Maison de Marie Bernard aujourd’hui
Marie Bernard tenait une pension de famille, sa maison était en hauteur et possédait une grande citerne d’eau accessible par une trappe qu’elle camouflait. « Cette cache a servi toute la guerre. Cette dame y a protégé de nombreuses personnes dont un gouverneur. Certains avaient refusé de s’inscrire dans les registres allemands les désignant comme étant Juifs ; ils n’existaient pas. D’autres étaient recherchés. »
Lorsque des troupes allemandes armées quittaient la ville de Liège par le chemin de fer en route dans la direction de la bourgade, l’information relayée de gare en gare ou par d’autres moyens organisés par les résistants parvenait jusqu’à Sy. « La seule et unique route n’était pas empruntée par des convois allemands étant trop escarpée. » Les Juifs et résistants fuyaient alors le village vers les forêts et les grottes ou rentraient dans les caches avant l’arrivée et les perquisitions des soldats allemands. « Quand les Allemands arrivaient à Sy, ils n’y trouvaient personne. »

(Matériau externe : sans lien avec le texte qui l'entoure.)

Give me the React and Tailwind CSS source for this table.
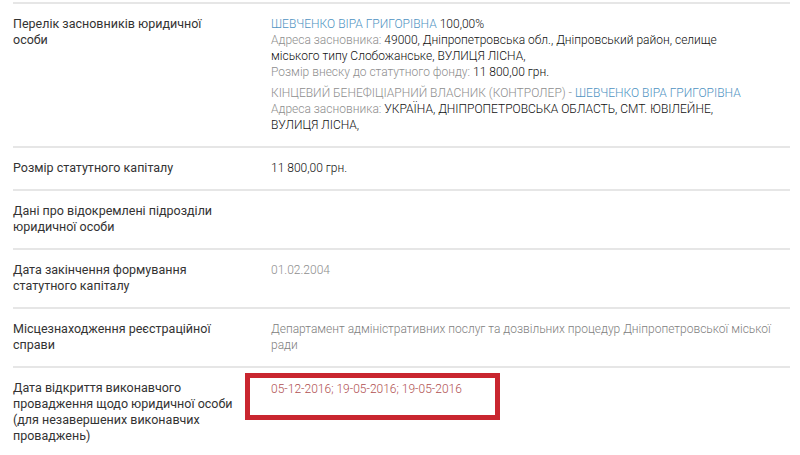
const font = { fontFamily: "Roboto, 'Noto Sans', sans-serif" };

function Row({ label, children }) {
  return (
    <div className="flex border-t-2 border-[#e6e6e6] pt-[12px] pb-[13px]">
      <div className="w-[225px] shrink-0 text-[12.5px] text-[#333]">{label}</div>
      <div className="ml-[33px] flex-1 pr-[10px] text-[12px]">{children}</div>
    </div>
  );
}

const Blue = ({ children }) => <span className="font-light text-[#4f93c2]">{children}</span>;
const Grey = ({ children }) => <span className="font-light text-[#8e8e8e]">{children}</span>;
const Dark = ({ children }) => <span className="font-light text-[#111]">{children}</span>;

export default function App() {
  return (
    <div className="h-[455px] w-[800px] overflow-hidden bg-white" style={font}>
      <div className="ml-[13px] mr-[10px] mt-[2px] leading-[16px]">
        <Row label="Перелік засновників юридичної особи">
          <p>
            <Blue>ШЕВЧЕНКО ВІРА ГРИГОРІВНА</Blue> <Dark>100,00%</Dark>
          </p>
          <p>
            <Grey>Адреса засновника:</Grey>{" "}
            <Dark>
              49000, Дніпропетровська обл., Дніпровський район, селище
              <br />
              міського типу Слобожанське, ВУЛИЦЯ ЛІСНА,
            </Dark>
          </p>
          <p>
            <Grey>Розмір внеску до статутного фонду:</Grey> <Dark>11 800,00 грн.</Dark>
          </p>
          <p className="mt-[5px]">
            <Grey>КІНЦЕВИЙ БЕНЕФІЦІАРНИЙ ВЛАСНИК (КОНТРОЛЕР) - </Grey>
            <Blue>ШЕВЧЕНКО ВІРА ГРИГОРІВНА</Blue>
          </p>
          <p>
            <Grey>Адреса засновника:</Grey>{" "}
            <Dark>
              УКРАЇНА, ДНІПРОПЕТРОВСЬКА ОБЛАСТЬ, СМТ. ЮВІЛЕЙНЕ,
              <br />
              ВУЛИЦЯ ЛІСНА,
            </Dark>
          </p>
        </Row>

        <Row label="Розмір статутного капіталу">
          <Dark>11 800,00 грн.</Dark>
        </Row>

        <Row label="Дані про відокремлені підрозділи юридичної особи">
          <span />
        </Row>

        <Row label="Дата закінчення формування статутного капіталу">
          <Grey>01.02.2004</Grey>
        </Row>

        <Row label="Місцезнаходження реєстраційної справи">
          <p className="font-light text-[#808080]">
            Департамент адміністративних послуг та дозвільних процедур Дніпропетровської міської
            <br />
            ради
          </p>
        </Row>

        <Row label="Дата відкриття виконавчого провадження щодо юридичної особи (для незавершених виконавчих проваджень)">
          <div className="-ml-[26px] -mt-[7px] w-[255px] border-[5px] border-[#c9262f] pb-[18px] pl-[21px] pt-[3px]">
            <span className="font-light text-[#b04f50]">05-12-2016; 19-05-2016; 19-05-2016</span>
          </div>
        </Row>
      </div>
    </div>
  );
}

« Il y avait un poste émetteur de la résistance à Cornevas, un lieu-dit sur les hauteurs du village. Ils ont été dénoncés, les Allemands sont venus les chercher et ils ont été tués. À l’époque, tous avaient faim et la somme proposée dans le cas d’une délation en convainquait parfois certains. »
De sa maison surplombant le village, Maurice Vrancken le regarde avec tendresse ce hameau qui s’éteint. De sa splendeur d’antan reste la nature et certaines bâtisses mais c’est la main tendue et la résistance méconnue de ses habitants qui, à jamais, lui confèrera une aura intemporelle. « Jean Blavier, poursuit-il, un patron de restaurant, m’a confié un jour « maintenant que la guerre est terminée, les Juifs que nous avions cachés reviennent nous rendre visite. Et nous sommes… libres».
Virginie Houet – pour Equality by Words
Epilogue
« Le bourreau tue toujours deux fois, la seconde fois par l’oubli » écrit de Elie Wiesel, Juif-Américain, écrivain, professeur, activiste, Prix Nobel et survivant de l’Holocauste. L’oubli, c’est ce qu’ont tenté d’éviter le 18 octobre 2002, les ministres européens de l’éducation réunis au Conseil de l’Europe lors de la conférence de Cracovie, en adoptant la Déclaration instituant le 27 janvier comme « journée internationale de la mémoire de l’Holocauste et de la prévention des crimes contre l’humanité dans les établissements scolaires des États membres ». À cette même date, en 1945, le camp de concentration et d’extermination d’Auschwitz, créé par les Allemands nazis en 1940 en Pologne, était libéré par l’Armée Rouge. « Cette journée n’a pas pour but de perpétuer la mémoire de l’horreur mais d’apprendre aux élèves, aux jeunes, à être vigilants, à défendre les valeurs démocratiques et à combattre l’intolérance. » exprimèrent les ministres européens de l’éducation.